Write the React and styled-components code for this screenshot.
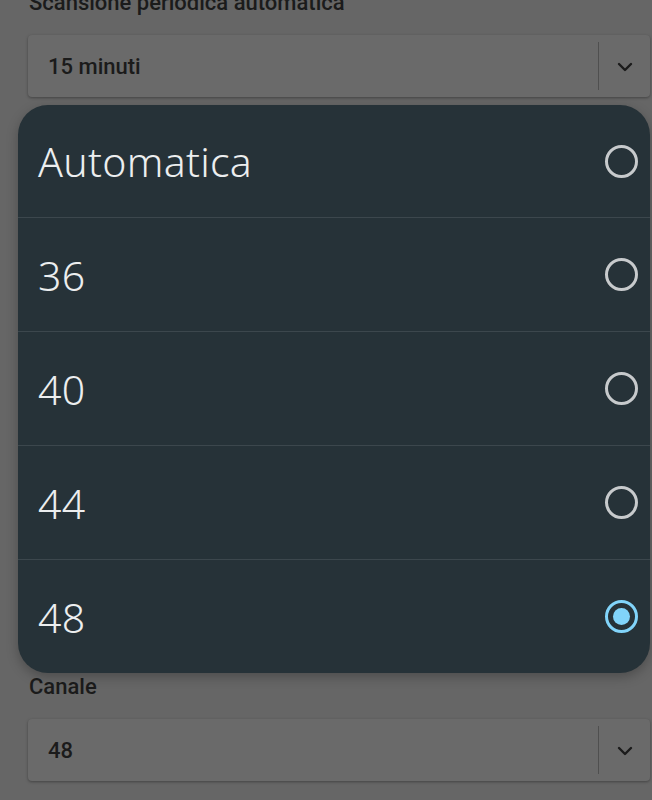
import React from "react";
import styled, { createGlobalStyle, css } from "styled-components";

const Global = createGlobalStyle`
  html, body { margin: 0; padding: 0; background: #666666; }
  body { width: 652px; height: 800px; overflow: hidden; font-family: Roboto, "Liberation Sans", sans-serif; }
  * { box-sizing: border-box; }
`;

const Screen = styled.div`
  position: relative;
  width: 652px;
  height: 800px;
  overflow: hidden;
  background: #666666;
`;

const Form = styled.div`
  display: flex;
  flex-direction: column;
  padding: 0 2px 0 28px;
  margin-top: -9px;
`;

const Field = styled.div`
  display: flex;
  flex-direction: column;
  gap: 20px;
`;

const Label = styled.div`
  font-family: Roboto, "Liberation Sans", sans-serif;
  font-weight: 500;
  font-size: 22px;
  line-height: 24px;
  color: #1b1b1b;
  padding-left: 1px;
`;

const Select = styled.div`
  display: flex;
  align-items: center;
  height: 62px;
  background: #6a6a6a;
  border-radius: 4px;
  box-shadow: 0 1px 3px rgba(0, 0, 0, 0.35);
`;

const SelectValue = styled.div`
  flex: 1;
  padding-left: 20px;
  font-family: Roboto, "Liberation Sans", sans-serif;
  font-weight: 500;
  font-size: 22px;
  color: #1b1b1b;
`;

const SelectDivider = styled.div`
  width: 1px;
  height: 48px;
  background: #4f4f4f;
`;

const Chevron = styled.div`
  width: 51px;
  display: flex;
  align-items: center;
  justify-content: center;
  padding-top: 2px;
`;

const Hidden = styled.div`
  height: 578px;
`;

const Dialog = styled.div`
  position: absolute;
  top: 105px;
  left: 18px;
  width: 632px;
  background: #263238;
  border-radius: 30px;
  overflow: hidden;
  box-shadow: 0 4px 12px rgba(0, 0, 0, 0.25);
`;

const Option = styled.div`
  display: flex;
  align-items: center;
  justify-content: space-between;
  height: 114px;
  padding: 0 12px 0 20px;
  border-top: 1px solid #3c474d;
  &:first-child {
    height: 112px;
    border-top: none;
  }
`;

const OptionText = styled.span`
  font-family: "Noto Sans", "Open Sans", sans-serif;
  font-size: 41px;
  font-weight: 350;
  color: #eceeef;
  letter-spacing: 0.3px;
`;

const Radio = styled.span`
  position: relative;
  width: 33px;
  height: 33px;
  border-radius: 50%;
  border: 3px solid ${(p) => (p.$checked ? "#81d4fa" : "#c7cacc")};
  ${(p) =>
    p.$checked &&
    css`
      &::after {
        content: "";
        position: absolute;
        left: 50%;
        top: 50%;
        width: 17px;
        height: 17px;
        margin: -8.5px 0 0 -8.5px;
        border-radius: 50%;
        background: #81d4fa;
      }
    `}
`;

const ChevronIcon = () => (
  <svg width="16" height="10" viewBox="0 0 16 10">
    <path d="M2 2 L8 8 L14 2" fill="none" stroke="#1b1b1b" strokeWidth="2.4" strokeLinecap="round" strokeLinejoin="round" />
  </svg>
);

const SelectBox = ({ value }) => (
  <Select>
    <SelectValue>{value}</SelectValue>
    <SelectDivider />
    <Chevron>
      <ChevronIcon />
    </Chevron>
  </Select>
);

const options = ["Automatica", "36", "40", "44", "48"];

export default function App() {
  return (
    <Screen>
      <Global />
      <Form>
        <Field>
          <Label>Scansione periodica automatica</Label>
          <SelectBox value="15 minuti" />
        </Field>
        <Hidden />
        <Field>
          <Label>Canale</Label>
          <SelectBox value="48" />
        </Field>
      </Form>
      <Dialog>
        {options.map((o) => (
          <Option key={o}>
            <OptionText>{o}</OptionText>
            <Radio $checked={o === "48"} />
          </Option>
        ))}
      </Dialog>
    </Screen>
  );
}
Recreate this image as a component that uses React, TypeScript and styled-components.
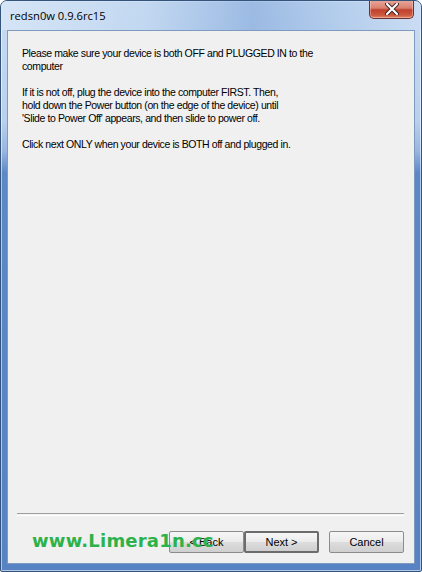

____

▶ [Written instruction]:
Return each line in the records that holds the string "React".

▶ [Written reply]:
Write the React and styled-components code for this screenshot.
import React from "react";
Recreate this image as a component that uses React, TypeScript and styled-components.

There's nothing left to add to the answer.